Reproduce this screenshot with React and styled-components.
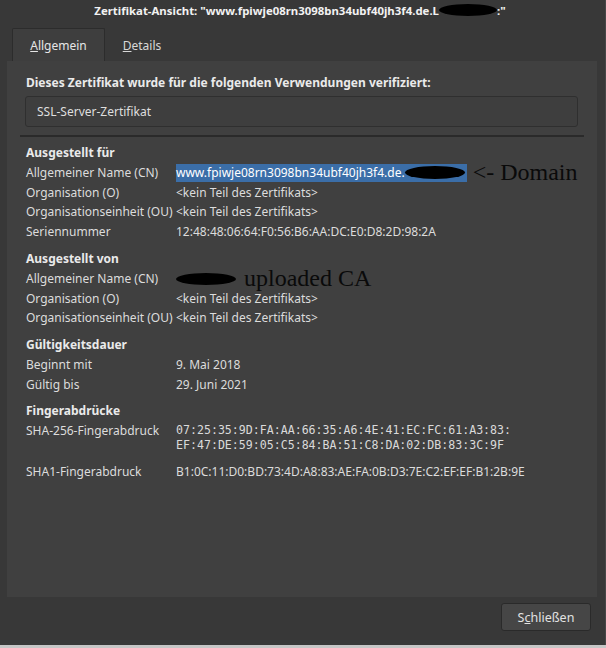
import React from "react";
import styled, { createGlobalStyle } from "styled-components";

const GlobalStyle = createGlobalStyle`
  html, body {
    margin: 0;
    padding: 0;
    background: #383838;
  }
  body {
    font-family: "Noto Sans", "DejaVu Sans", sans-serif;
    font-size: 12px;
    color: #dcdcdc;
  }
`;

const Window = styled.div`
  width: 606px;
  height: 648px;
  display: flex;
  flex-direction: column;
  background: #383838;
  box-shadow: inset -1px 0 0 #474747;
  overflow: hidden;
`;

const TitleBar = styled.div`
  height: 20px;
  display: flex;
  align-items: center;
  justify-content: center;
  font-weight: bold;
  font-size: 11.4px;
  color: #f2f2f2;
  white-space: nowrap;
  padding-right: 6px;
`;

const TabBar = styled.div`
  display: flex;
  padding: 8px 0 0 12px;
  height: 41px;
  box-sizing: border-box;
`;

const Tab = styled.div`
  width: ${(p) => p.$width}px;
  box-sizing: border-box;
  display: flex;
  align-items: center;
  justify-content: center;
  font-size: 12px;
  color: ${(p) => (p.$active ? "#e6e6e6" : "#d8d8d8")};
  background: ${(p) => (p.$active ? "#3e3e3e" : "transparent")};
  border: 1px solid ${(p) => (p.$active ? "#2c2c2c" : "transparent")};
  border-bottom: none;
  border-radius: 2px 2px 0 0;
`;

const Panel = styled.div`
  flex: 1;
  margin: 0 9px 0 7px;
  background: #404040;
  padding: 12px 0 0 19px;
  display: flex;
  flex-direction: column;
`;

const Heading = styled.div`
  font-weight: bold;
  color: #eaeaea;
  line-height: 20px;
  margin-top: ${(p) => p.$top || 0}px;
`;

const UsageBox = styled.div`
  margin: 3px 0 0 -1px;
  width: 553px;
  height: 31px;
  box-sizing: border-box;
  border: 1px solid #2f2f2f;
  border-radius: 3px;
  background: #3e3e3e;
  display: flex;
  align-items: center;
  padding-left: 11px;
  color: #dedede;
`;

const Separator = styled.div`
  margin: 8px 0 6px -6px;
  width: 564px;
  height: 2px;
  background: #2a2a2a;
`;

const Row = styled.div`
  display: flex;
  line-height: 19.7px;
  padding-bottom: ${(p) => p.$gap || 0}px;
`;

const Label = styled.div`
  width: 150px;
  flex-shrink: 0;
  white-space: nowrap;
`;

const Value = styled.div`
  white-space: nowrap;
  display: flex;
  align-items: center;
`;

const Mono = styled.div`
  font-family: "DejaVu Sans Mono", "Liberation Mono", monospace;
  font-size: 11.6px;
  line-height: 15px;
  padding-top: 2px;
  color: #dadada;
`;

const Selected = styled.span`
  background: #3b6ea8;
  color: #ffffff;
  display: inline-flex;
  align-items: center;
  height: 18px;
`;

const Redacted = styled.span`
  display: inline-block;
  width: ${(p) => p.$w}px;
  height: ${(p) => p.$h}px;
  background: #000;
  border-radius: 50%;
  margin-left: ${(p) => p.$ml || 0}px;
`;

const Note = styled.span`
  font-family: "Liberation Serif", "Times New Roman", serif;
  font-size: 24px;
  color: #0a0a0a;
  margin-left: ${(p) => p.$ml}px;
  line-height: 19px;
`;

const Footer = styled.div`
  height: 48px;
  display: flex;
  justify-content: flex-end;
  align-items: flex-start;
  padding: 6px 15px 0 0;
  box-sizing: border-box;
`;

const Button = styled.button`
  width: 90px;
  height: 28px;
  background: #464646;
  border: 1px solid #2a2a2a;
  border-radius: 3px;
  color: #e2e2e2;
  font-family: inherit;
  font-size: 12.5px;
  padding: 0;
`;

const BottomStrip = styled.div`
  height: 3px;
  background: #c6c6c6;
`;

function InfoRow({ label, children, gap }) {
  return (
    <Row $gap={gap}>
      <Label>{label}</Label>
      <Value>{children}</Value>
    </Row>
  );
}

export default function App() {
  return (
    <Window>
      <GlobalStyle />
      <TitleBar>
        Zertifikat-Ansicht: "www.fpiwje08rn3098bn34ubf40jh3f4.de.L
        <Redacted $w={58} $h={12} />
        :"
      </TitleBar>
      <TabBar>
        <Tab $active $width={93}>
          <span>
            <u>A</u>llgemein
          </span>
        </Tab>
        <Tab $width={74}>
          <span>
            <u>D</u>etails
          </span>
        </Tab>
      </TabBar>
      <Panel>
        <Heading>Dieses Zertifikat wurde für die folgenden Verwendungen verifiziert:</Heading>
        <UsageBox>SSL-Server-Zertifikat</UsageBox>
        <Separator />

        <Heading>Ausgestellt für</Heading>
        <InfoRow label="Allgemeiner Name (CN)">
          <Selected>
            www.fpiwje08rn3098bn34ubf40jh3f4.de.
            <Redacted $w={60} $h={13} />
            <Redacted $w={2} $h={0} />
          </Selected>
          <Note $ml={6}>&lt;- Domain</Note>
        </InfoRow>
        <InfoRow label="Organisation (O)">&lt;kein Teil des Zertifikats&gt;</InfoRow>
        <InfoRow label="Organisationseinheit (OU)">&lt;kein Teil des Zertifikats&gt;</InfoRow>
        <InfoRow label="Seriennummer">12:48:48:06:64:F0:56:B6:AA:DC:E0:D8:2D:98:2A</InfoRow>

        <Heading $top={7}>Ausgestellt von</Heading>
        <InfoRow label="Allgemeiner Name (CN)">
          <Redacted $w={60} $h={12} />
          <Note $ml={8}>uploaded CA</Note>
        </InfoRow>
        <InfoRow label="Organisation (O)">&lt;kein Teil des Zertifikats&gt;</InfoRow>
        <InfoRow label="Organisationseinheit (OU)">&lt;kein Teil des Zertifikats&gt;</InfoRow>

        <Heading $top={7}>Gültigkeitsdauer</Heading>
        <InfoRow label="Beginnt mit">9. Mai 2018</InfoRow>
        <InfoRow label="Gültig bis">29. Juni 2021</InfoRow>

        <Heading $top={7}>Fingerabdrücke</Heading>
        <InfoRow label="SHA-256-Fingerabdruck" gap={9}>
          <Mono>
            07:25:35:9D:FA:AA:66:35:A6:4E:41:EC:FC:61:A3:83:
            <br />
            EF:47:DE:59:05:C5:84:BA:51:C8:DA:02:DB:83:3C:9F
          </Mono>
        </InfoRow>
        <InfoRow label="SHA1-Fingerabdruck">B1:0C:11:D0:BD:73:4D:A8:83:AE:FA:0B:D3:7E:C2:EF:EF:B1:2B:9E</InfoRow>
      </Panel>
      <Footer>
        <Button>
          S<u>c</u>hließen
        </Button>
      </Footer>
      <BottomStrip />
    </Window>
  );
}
◇ ◇ ◇ ◇ ◇ ◇ ◇
**YOUR GOAL**
Return the material exactly as given, apart from the pictures.

**OUTPUT FOR THIS EXERCISE**
Reproduce this screenshot with React and styled-components.
import React from "react";
import styled, { createGlobalStyle } from "styled-components";

const GlobalStyle = createGlobalStyle`
  html, body {
    margin: 0;
    padding: 0;
    background: #383838;
  }
  body {
    font-family: "Noto Sans", "DejaVu Sans", sans-serif;
    font-size: 12px;
    color: #dcdcdc;
  }
`;

const Window = styled.div`
  width: 606px;
  height: 648px;
  display: flex;
  flex-direction: column;
  background: #383838;
  box-shadow: inset -1px 0 0 #474747;
  overflow: hidden;
`;

const TitleBar = styled.div`
  height: 20px;
  display: flex;
  align-items: center;
  justify-content: center;
  font-weight: bold;
  font-size: 11.4px;
  color: #f2f2f2;
  white-space: nowrap;
  padding-right: 6px;
`;

const TabBar = styled.div`
  display: flex;
  padding: 8px 0 0 12px;
  height: 41px;
  box-sizing: border-box;
`;

const Tab = styled.div`
  width: ${(p) => p.$width}px;
  box-sizing: border-box;
  display: flex;
  align-items: center;
  justify-content: center;
  font-size: 12px;
  color: ${(p) => (p.$active ? "#e6e6e6" : "#d8d8d8")};
  background: ${(p) => (p.$active ? "#3e3e3e" : "transparent")};
  border: 1px solid ${(p) => (p.$active ? "#2c2c2c" : "transparent")};
  border-bottom: none;
  border-radius: 2px 2px 0 0;
`;

const Panel = styled.div`
  flex: 1;
  margin: 0 9px 0 7px;
  background: #404040;
  padding: 12px 0 0 19px;
  display: flex;
  flex-direction: column;
`;

const Heading = styled.div`
  font-weight: bold;
  color: #eaeaea;
  line-height: 20px;
  margin-top: ${(p) => p.$top || 0}px;
`;

const UsageBox = styled.div`
  margin: 3px 0 0 -1px;
  width: 553px;
  height: 31px;
  box-sizing: border-box;
  border: 1px solid #2f2f2f;
  border-radius: 3px;
  background: #3e3e3e;
  display: flex;
  align-items: center;
  padding-left: 11px;
  color: #dedede;
`;

const Separator = styled.div`
  margin: 8px 0 6px -6px;
  width: 564px;
  height: 2px;
  background: #2a2a2a;
`;

const Row = styled.div`
  display: flex;
  line-height: 19.7px;
  padding-bottom: ${(p) => p.$gap || 0}px;
`;

const Label = styled.div`
  width: 150px;
  flex-shrink: 0;
  white-space: nowrap;
`;

const Value = styled.div`
  white-space: nowrap;
  display: flex;
  align-items: center;
`;

const Mono = styled.div`
  font-family: "DejaVu Sans Mono", "Liberation Mono", monospace;
  font-size: 11.6px;
  line-height: 15px;
  padding-top: 2px;
  color: #dadada;
`;

const Selected = styled.span`
  background: #3b6ea8;
  color: #ffffff;
  display: inline-flex;
  align-items: center;
  height: 18px;
`;

const Redacted = styled.span`
  display: inline-block;
  width: ${(p) => p.$w}px;
  height: ${(p) => p.$h}px;
  background: #000;
  border-radius: 50%;
  margin-left: ${(p) => p.$ml || 0}px;
`;

const Note = styled.span`
  font-family: "Liberation Serif", "Times New Roman", serif;
  font-size: 24px;
  color: #0a0a0a;
  margin-left: ${(p) => p.$ml}px;
  line-height: 19px;
`;

const Footer = styled.div`
  height: 48px;
  display: flex;
  justify-content: flex-end;
  align-items: flex-start;
  padding: 6px 15px 0 0;
  box-sizing: border-box;
`;

const Button = styled.button`
  width: 90px;
  height: 28px;
  background: #464646;
  border: 1px solid #2a2a2a;
  border-radius: 3px;
  color: #e2e2e2;
  font-family: inherit;
  font-size: 12.5px;
  padding: 0;
`;

const BottomStrip = styled.div`
  height: 3px;
  background: #c6c6c6;
`;

function InfoRow({ label, children, gap }) {
  return (
    <Row $gap={gap}>
      <Label>{label}</Label>
      <Value>{children}</Value>
    </Row>
  );
}

export default function App() {
  return (
    <Window>
      <GlobalStyle />
      <TitleBar>
        Zertifikat-Ansicht: "www.fpiwje08rn3098bn34ubf40jh3f4.de.L
        <Redacted $w={58} $h={12} />
        :"
      </TitleBar>
      <TabBar>
        <Tab $active $width={93}>
          <span>
            <u>A</u>llgemein
          </span>
        </Tab>
        <Tab $width={74}>
          <span>
            <u>D</u>etails
          </span>
        </Tab>
      </TabBar>
      <Panel>
        <Heading>Dieses Zertifikat wurde für die folgenden Verwendungen verifiziert:</Heading>
        <UsageBox>SSL-Server-Zertifikat</UsageBox>
        <Separator />

        <Heading>Ausgestellt für</Heading>
        <InfoRow label="Allgemeiner Name (CN)">
          <Selected>
            www.fpiwje08rn3098bn34ubf40jh3f4.de.
            <Redacted $w={60} $h={13} />
            <Redacted $w={2} $h={0} />
          </Selected>
          <Note $ml={6}>&lt;- Domain</Note>
        </InfoRow>
        <InfoRow label="Organisation (O)">&lt;kein Teil des Zertifikats&gt;</InfoRow>
        <InfoRow label="Organisationseinheit (OU)">&lt;kein Teil des Zertifikats&gt;</InfoRow>
        <InfoRow label="Seriennummer">12:48:48:06:64:F0:56:B6:AA:DC:E0:D8:2D:98:2A</InfoRow>

        <Heading $top={7}>Ausgestellt von</Heading>
        <InfoRow label="Allgemeiner Name (CN)">
          <Redacted $w={60} $h={12} />
          <Note $ml={8}>uploaded CA</Note>
        </InfoRow>
        <InfoRow label="Organisation (O)">&lt;kein Teil des Zertifikats&gt;</InfoRow>
        <InfoRow label="Organisationseinheit (OU)">&lt;kein Teil des Zertifikats&gt;</InfoRow>

        <Heading $top={7}>Gültigkeitsdauer</Heading>
        <InfoRow label="Beginnt mit">9. Mai 2018</InfoRow>
        <InfoRow label="Gültig bis">29. Juni 2021</InfoRow>

        <Heading $top={7}>Fingerabdrücke</Heading>
        <InfoRow label="SHA-256-Fingerabdruck" gap={9}>
          <Mono>
            07:25:35:9D:FA:AA:66:35:A6:4E:41:EC:FC:61:A3:83:
            <br />
            EF:47:DE:59:05:C5:84:BA:51:C8:DA:02:DB:83:3C:9F
          </Mono>
        </InfoRow>
        <InfoRow label="SHA1-Fingerabdruck">B1:0C:11:D0:BD:73:4D:A8:83:AE:FA:0B:D3:7E:C2:EF:EF:B1:2B:9E</InfoRow>
      </Panel>
      <Footer>
        <Button>
          S<u>c</u>hließen
        </Button>
      </Footer>
      <BottomStrip />
    </Window>
  );
}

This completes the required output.